A simple 14 day test plan you can copy

If you want results quickly, run a two-week scheduling experiment. Choose one content pillar, one format, and two time slots. For days 1 to 7, schedule posts at time slot A, then for days 8 to 14, schedule at time slot B. Keep the hook structure similar so the test is fair, and avoid major topic shifts mid-test. Track impressions, comments, saves, and profile visits, then compare medians for each time slot. If one window wins by 15% or more on your primary KPI, keep it for the next month.

To make the test actionable, define what you will do with the outcome. If time slot B wins on impressions but loses on conversions, you might use it for top-of-funnel posts and reserve time slot A for conversion-focused posts with links. If neither window wins, the issue is likely content-market fit rather than timing, so shift your pillar or your hook style. Finally, document your findings in a short note so you do not repeat the same experiment later. A schedule is only valuable when it produces learning you can reuse.

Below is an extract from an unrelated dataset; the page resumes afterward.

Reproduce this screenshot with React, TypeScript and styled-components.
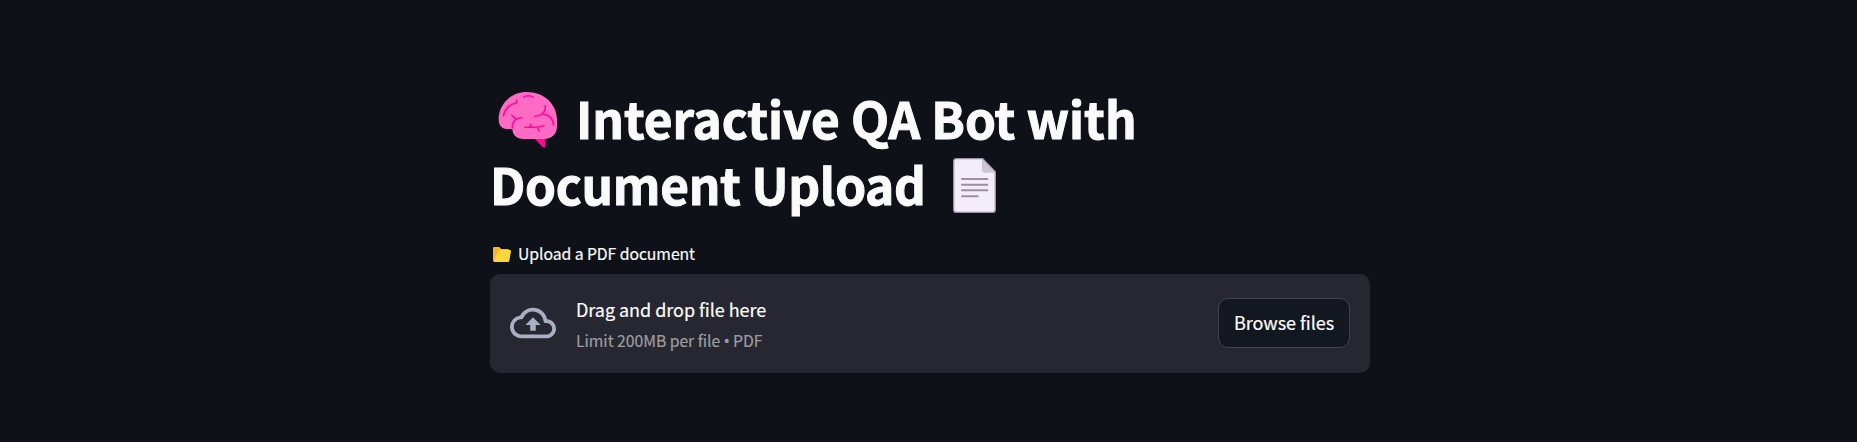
import React from "react";
import styled, { createGlobalStyle } from "styled-components";

const GlobalStyle = createGlobalStyle`
  html, body { margin: 0; background: #0e1117; }
  * { box-sizing: border-box; }
`;

const Page = styled.main`
  min-height: 442px;
  padding-top: 85px;
  background: #0e1117;
  color: #fafafa;
  font-family: "Noto Sans CJK SC", "Noto Sans", sans-serif;
`;

const Column = styled.div`
  width: 880px;
  margin-left: 490px;
`;

const Title = styled.h1`
  margin: 0;
  font-size: 49.5px;
  font-weight: 700;
  line-height: 66px;
  -webkit-text-stroke: 1px #fafafa;
`;

const TitleLine = styled.span<{ $tracking: number }>`
  display: flex;
  align-items: flex-start;
  height: 66px;
  letter-spacing: ${(p) => p.$tracking}px;
  white-space: nowrap;
`;

const BrainSvg = styled.svg`
  flex: none;
  width: 60px;
  height: 57px;
  margin: 6px 18px 0 8px;
`;

const PageSvg = styled.svg`
  flex: none;
  width: 43px;
  height: 55px;
  margin: 7px 0 0 27px;
`;

const Label = styled.label`
  display: flex;
  align-items: center;
  height: 26px;
  margin: 24px 0 7px;
  padding-left: 2px;
  gap: 6px;
  font-size: 15.75px;
  letter-spacing: -0.06px;
  line-height: 26px;
  white-space: nowrap;
  -webkit-text-stroke: 0.2px #fafafa;
`;

const FolderSvg = styled.svg`
  flex: none;
  width: 20px;
  height: 17px;
`;

const Dropzone = styled.section`
  display: flex;
  align-items: center;
  height: 99px;
  padding: 0 20px 2px;
  border-radius: 10px;
  background: #262730;
`;

const CloudSvg = styled.svg`
  flex: none;
  width: 46px;
  height: 46px;
  margin-right: 20px;
  fill: #a9aec4;
`;

const Instructions = styled.div`
  display: flex;
  flex: 1;
  flex-direction: column;
  padding-top: 2px;
  white-space: nowrap;
`;

const Prompt = styled.span`
  font-size: 18px;
  letter-spacing: -0.04px;
  line-height: 32px;
  -webkit-text-stroke: 0.2px #fafafa;
`;

const Limit = styled.span`
  margin-top: 2px;
  color: #9c9da1;
  font-size: 15.75px;
  letter-spacing: -0.04px;
  line-height: 28px;
  -webkit-text-stroke: 0.2px #9c9da1;
`;

const Bullet = styled.span`
  font-family: "Noto Sans", sans-serif;
  line-height: 1;
`;

const BrowseButton = styled.button`
  width: 132px;
  height: 50px;
  padding: 0 0 1px;
  border: 1px solid #41444c;
  border-radius: 10px;
  background: #131720;
  color: #fafafa;
  font-family: inherit;
  font-size: 18px;
  letter-spacing: -0.05px;
  line-height: 32px;
  white-space: nowrap;
  -webkit-text-stroke: 0.2px #fafafa;
`;

const BrainIcon = () => (
  <BrainSvg viewBox="54 33 180 171" aria-hidden="true">
    <path fill="#fb0a96" d="M162 174L188 201Q196 205 196 196V170Z" />
    <path
      fill="#ff6bc4"
      d="M140 36C94 36 56 71 56 118C56 137 66 147 80 147H97C98 166 111 177 130 177H191C216 177 231 162 231 138V116C228 70 192 36 140 36Z"
    />
    <g fill="none" stroke="#fb0a96" strokeWidth="4.6" strokeLinecap="butt">
      <path d="M129 52Q145 43 161 52" />
      <path d="M70 109C73 88 90 72 110 68Q112 64 109 58" />
      <path d="M94 105Q105 112 108 119M127 113C109 113 96 122 97 145" />
      <path d="M196 75C198 94 187 108 162 109M188 103C207 103 219 116 221 137" />
      <path d="M133 142H166Q182 141 194 136M152 131Q154 139 148 142M172 142Q174 151 180 154" />
    </g>
  </BrainSvg>
);

const PageIcon = () => (
  <PageSvg viewBox="399 234 129 165" aria-hidden="true">
    <path
      fill="#f3edf9"
      stroke="#998ea4"
      strokeWidth="4"
      d="M409 236H488L526 275V389Q526 397 518 397H409Q401 397 401 389V244Q401 236 409 236Z"
    />
    <path fill="#cdc4d6" d="M486 238L526 278H493Q486 278 486 271Z" />
    <path
      stroke="#998ea4"
      strokeWidth="6"
      strokeLinecap="round"
      d="M426 297H502M426 314H502M426 331H502M426 349H473"
    />
  </PageSvg>
);

const FolderIcon = () => (
  <FolderSvg viewBox="36 36 60 51" aria-hidden="true">
    <path fill="#ffb02e" d="M39 42Q39 39 42 39H56Q59 39 61 42L64 45H83Q87 45 87 49V83H42Q39 83 39 79Z" />
    <path fill="#fcd53f" d="M54 51Q55 48 58 48H90Q94 48 93 52L88 80Q87 84 83 84H44Q41 84 42 80Z" />
  </FolderSvg>
);

const CloudUploadIcon = () => (
  <CloudSvg viewBox="0 0 24 24" aria-hidden="true">
    <path d="M19.35 10.04A7.49 7.49 0 0 0 12 4C9.11 4 6.6 5.64 5.35 8.04A5.994 5.994 0 0 0 0 14c0 3.31 2.69 6 6 6h13c2.76 0 5-2.24 5-5 0-2.64-2.05-4.78-4.65-4.96zM19 18H6c-2.21 0-4-1.79-4-4 0-2.05 1.53-3.76 3.56-3.97l1.07-.11.5-.95A5.469 5.469 0 0 1 12 6c2.62 0 4.88 1.86 5.39 4.43l.3 1.5 1.53.11A2.98 2.98 0 0 1 22 15c0 1.65-1.35 3-3 3zM8 13h2.55v3h2.9v-3H16l-4-4z" />
  </CloudSvg>
);

export default function App() {
  return (
    <Page>
      <GlobalStyle />
      <Column>
        <Title>
          <TitleLine $tracking={-0.05}>
            <BrainIcon />
            <span>Interactive QA Bot with</span>
          </TitleLine>
          <TitleLine $tracking={-0.3}>
            <span>Document Upload</span>
            <PageIcon />
          </TitleLine>
        </Title>
        <Label>
          <FolderIcon />
          <span>Upload a PDF document</span>
        </Label>
        <Dropzone>
          <CloudUploadIcon />
          <Instructions>
            <Prompt>Drag and drop file here</Prompt>
            <Limit>
              Limit 200MB per file <Bullet>•</Bullet> PDF
            </Limit>
          </Instructions>
          <BrowseButton type="button">Browse files</BrowseButton>
        </Dropzone>
      </Column>
    </Page>
  );
}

Quick checklist: your next scheduling session

  • Pick one KPI for the next 30 days and write it in one sentence.
  • Draft 5 to 7 posts across 3 pillars, each with a clear CTA.
  • Add UTMs to every link and keep naming consistent.
  • Schedule 48 to 72 hours ahead, not a full month.
  • Reserve time to reply to comments within the first hour.
  • Log what you are testing: timing, hook, format, or topic.

If you follow this checklist for four weeks, you will have enough data to make confident decisions about cadence, timing, and content mix. More importantly, you will stop guessing and start iterating like an analyst. That is when LinkedIn becomes predictable, even if individual posts still vary.